自分主体の女子の感覚では、追いかけると逃げるのが男。無論、逃げるような男は相手にするべきでないと判断する。

一方、わたしの感覚では、追いかけないと捕まえておけないのが男。無論、もう一度自分を選んで欲しくて、逃げる男をどこまでも追いかけていく。

運命は自分で変えられる、縁は作るものと、怖いくらいストイックに、そこに恋愛を生み出そうとしてしまう。恋愛はがんばったらうまくいかないと、どれだけ口酸っぱく言われたとしても、どうにも落ちてこない。

安心と、揺るぎない愛情が欲しいはずが、恋愛をがんばりたい自分もいる。

理想を捨てきれない。もっとずっと遠くへ行きたい。

もしかすると結婚向きではないのかもしれない。それでも帰る場所はひたすらに欲しかった。


***


これで終わり、復縁は望まないと言いながらも、何度も彼の気持ちを確かめるような質問を続けた。相当めんどくさい女だっただろうけれど、これまで無視を得意としてきた彼は、最後の最後で逃げなかった。何でいま?と思ったら、嫌でも涙が出てくるもので。

そのときには、友達で居続けることも、復縁をすることも、どうでもよくなっていた。

結婚を言い出しておきながら、一瞬で考えを変えた彼への怒りと、結婚を逃すきっかけになった(勝手にそう思い込んでいるだけかもしれない)仕事のことを、会話の流れなんてまるで無視で、長文のLINEを送った。

それから、2人で一緒にいる未来を諦めてしまった自分の弱さを、あの日からずっと後悔していることも。
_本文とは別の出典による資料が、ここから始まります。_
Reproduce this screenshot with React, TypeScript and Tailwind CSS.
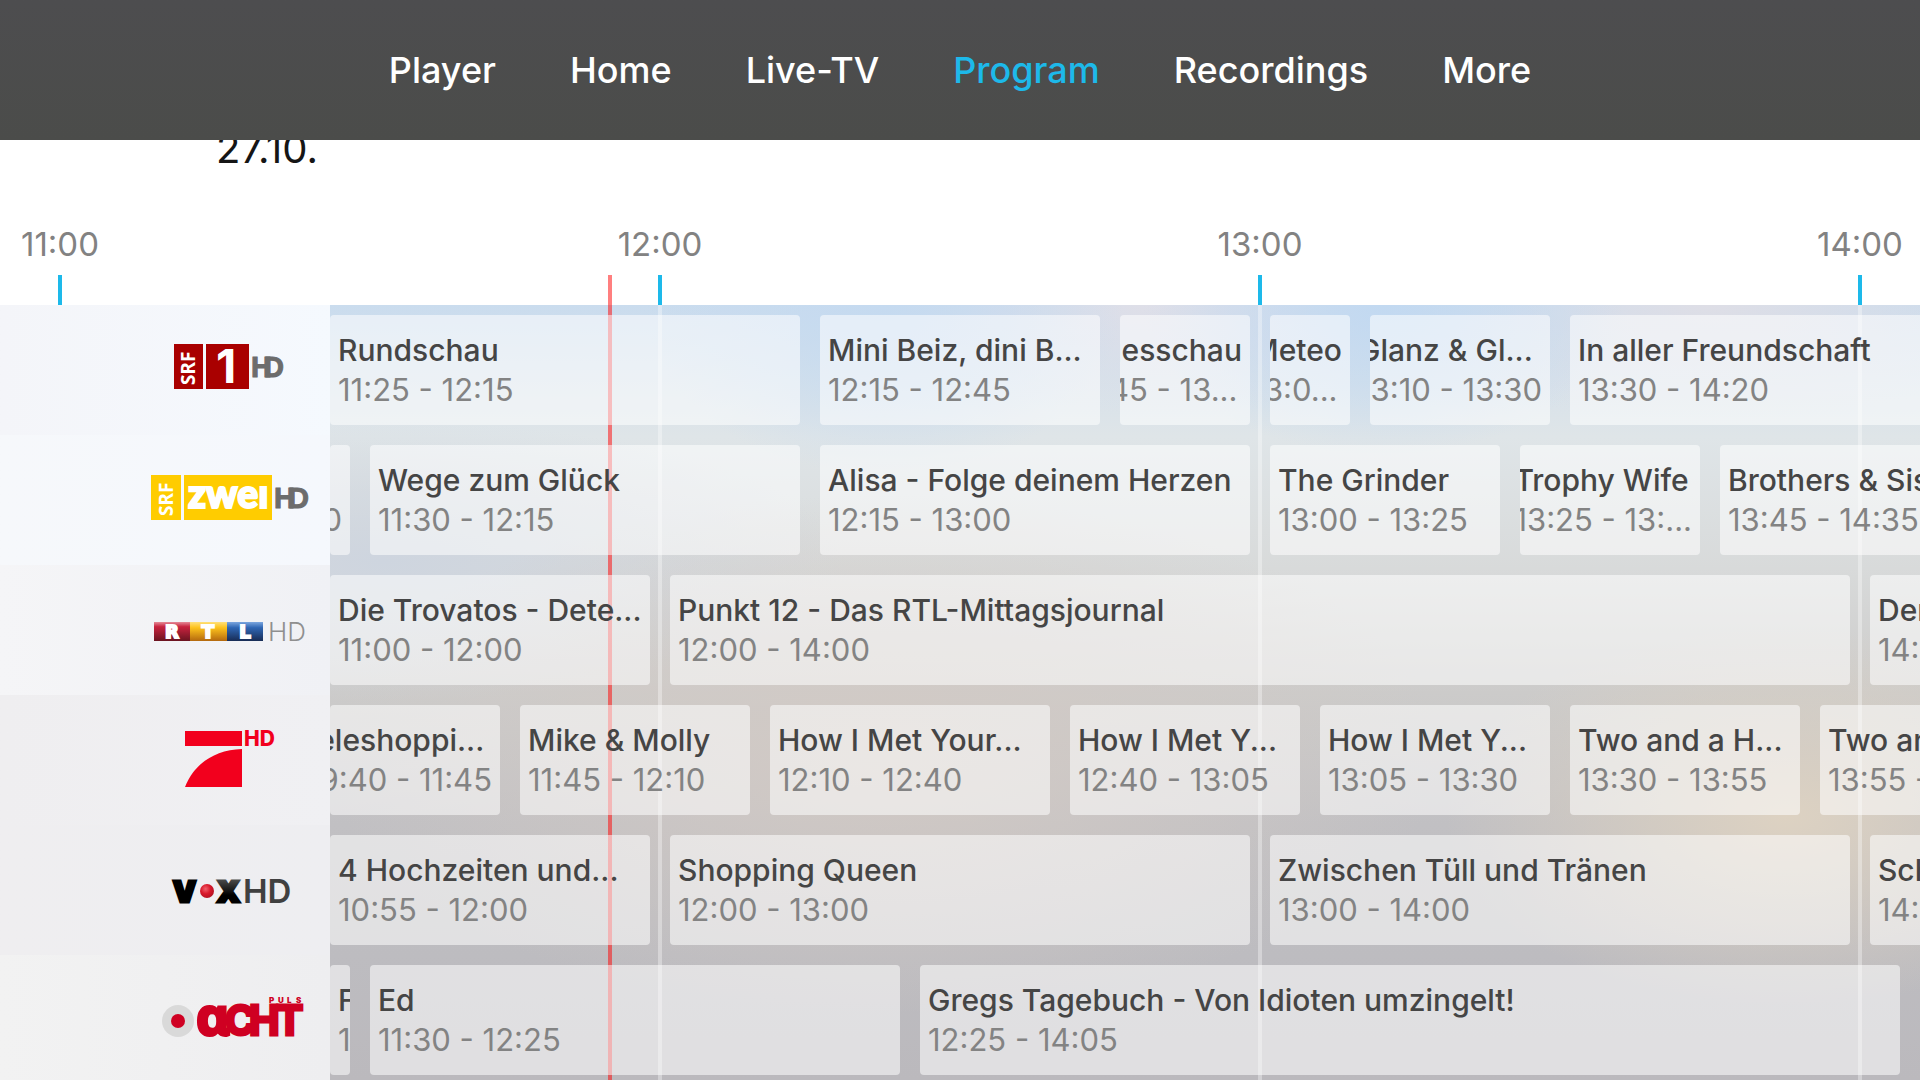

これまで、傷ついたことや後悔を伝えることは、2人の危機を解決するためには必要のないことだと思っていた。だからはしょってきたけれど、一瞬でも思い描いた彼との未来を、彼ともども捨てることに決めたから、言わない美徳よりも1つ残らずぶつけておくことを選んだ。

どれだけ悲しかったかを伝えてみたら、自分の感情を初めて大事にできたような気持ちになった。凄惨な夜にも、思わぬところで得るものがあった。


***


捨てる、ということは、彼に便乗したのではなく自分で選んだということ。後悔もきっと今よりも薄くなって、すっかりきれいなだけになった思い出も手放せる。

彼を捨ててからのわたしは、生きる目標を失ったおぼつかなさと、もう一度どこへでもいける自由さに、よく分からない高揚感と寂しさを感じている。

大好きな彼を捨てること、楽しい恋の潮時は、これからも見定めていくつもりでいるけれど、できればこれが最後でありますように。